In a short statement last week, WDC confirmed the resolution of proceedings between the parties which it did not name.

The High Court registry could only say the matter was between the council, Cook Costello and "others".

"The terms of the resolution are confidential as between the parties and the Whangarei District Council believes the resolution will ensure the integrity of the assets that were the subject of the proceedings in the Marsden City development,'' the council statement said.

"Inspections and works have a commencement date of 1/2/18 with works to be completed by 31/5/19," it said.

WDC refused to make any other comment on the matter.
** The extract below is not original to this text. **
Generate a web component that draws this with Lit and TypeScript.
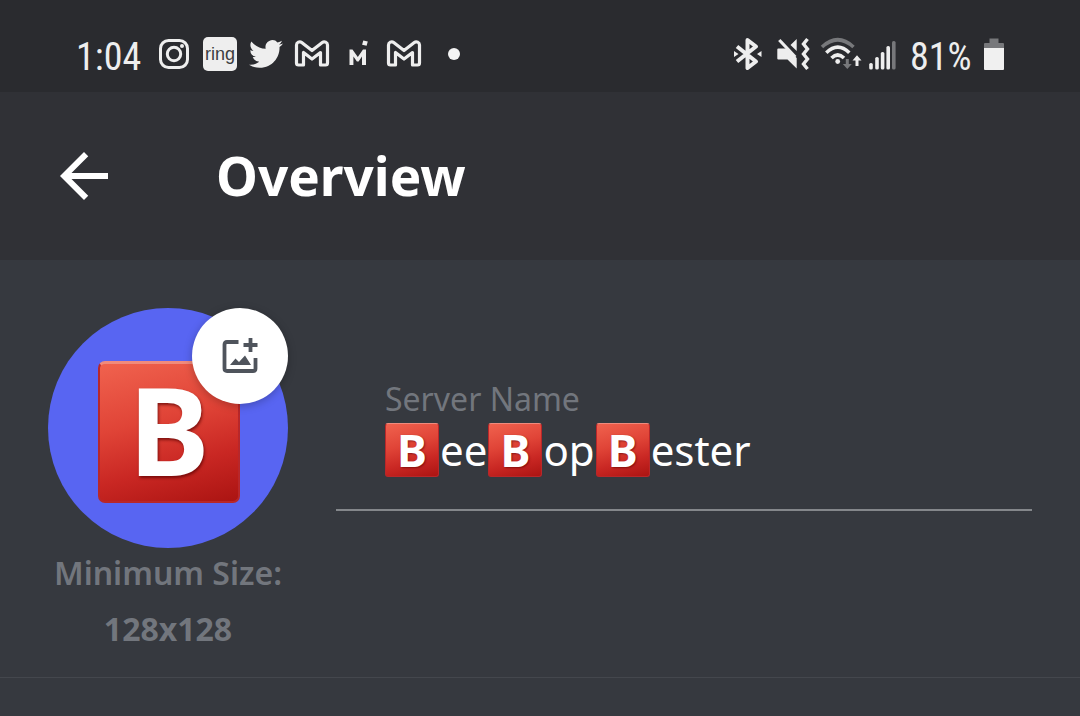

Early last year, WDC said an extra $40,000 was to be spent replacing the 25 manholes at the botched development south of Whangarei after contractors discovered more problems while repairing the subsiding systems.

A report into the contract, presented to the WDC infrastructure committee, said the contract value had already increased by $100,000, but this had been "insufficient to deal with the extent of the issues which have developed as the contract has progressed".

The major work contributing to the overspend included the installation of the PE (polyethylene) manholes and repairing damage discovered during manhole exposure.

Other work included the formation of concrete collars around all PE/concrete connections to ensure the connection was robust and sealed, which also required additional pumping of ground water.

Contractors also found holes which needed additional excavation, backfilling and sealing.

On top of that, stub flanges in the weirs of the PE manholes would be installed to allow the stormwater system to be emptied for future inspections, and grates were needed under manhole lids for health and safety reasons.